- **Challenge**
Below are the records. Gather each line that holds "this".

Rows from a dataset:
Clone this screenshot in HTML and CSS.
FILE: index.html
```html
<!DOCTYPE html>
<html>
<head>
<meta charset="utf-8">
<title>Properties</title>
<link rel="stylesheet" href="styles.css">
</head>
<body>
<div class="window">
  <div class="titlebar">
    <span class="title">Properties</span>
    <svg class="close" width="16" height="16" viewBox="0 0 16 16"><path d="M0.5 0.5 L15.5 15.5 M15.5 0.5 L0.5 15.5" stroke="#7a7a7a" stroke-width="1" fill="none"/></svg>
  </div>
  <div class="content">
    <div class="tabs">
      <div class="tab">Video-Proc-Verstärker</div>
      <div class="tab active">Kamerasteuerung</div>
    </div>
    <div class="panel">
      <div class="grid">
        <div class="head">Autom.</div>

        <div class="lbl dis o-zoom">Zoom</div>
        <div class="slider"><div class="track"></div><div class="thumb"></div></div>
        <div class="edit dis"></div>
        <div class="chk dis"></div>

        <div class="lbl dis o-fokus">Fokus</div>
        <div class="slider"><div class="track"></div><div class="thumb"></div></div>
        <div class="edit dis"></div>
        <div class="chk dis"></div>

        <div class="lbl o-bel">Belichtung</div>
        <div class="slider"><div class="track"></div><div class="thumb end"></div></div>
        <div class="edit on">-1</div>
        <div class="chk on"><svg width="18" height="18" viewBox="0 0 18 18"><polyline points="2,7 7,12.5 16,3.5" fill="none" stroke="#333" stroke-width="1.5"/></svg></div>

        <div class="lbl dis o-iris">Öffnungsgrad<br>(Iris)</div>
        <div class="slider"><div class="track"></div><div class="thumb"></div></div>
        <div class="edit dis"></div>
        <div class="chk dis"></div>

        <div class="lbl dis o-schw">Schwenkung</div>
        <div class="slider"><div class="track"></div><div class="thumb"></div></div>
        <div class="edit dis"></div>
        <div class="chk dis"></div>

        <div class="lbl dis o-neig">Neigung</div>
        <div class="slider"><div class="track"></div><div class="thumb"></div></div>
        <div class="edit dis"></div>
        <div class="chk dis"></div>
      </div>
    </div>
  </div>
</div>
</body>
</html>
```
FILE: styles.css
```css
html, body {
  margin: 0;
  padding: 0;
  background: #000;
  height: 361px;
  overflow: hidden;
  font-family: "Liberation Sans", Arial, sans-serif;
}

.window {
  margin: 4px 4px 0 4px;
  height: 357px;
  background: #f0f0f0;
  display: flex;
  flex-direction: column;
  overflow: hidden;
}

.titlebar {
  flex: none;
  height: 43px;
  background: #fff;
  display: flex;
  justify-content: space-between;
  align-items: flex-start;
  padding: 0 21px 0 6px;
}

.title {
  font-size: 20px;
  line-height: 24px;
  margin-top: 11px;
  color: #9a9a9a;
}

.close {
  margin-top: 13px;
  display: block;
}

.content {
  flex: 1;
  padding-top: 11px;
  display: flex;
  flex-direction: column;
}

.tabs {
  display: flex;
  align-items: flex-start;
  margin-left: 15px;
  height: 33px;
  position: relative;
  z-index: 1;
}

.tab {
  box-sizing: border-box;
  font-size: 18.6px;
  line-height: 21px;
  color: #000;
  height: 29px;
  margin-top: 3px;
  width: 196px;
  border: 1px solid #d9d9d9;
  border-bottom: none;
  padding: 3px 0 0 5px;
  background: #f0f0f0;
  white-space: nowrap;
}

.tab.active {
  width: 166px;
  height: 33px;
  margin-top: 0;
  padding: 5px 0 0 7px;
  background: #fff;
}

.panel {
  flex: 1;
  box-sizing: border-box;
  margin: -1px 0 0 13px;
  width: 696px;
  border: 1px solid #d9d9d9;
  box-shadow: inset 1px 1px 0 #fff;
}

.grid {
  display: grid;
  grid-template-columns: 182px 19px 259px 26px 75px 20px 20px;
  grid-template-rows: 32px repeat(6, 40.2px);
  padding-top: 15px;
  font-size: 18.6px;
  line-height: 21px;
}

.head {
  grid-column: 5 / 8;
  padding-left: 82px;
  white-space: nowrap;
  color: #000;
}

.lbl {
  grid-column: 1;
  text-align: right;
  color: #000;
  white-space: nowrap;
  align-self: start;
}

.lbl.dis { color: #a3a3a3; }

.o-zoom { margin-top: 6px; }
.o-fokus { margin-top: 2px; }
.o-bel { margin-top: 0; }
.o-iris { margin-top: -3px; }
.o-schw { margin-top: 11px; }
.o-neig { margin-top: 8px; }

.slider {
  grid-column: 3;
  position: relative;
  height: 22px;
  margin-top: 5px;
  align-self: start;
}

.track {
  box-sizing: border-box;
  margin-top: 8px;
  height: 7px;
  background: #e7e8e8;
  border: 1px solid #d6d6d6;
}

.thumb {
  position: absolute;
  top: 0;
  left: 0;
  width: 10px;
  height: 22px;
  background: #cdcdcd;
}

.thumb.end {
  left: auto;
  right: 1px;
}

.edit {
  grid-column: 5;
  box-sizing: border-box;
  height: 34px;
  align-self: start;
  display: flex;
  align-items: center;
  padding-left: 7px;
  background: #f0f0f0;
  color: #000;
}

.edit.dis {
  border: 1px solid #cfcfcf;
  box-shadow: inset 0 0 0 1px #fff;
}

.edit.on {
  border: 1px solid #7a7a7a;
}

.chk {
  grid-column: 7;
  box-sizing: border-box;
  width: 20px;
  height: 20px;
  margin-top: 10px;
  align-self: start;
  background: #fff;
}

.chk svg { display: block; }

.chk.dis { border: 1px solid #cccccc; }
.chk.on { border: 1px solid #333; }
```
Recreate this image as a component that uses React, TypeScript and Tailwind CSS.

- **Task output**
Clone this screenshot in HTML and CSS.
Recreate this image as a component that uses React, TypeScript and Tailwind CSS.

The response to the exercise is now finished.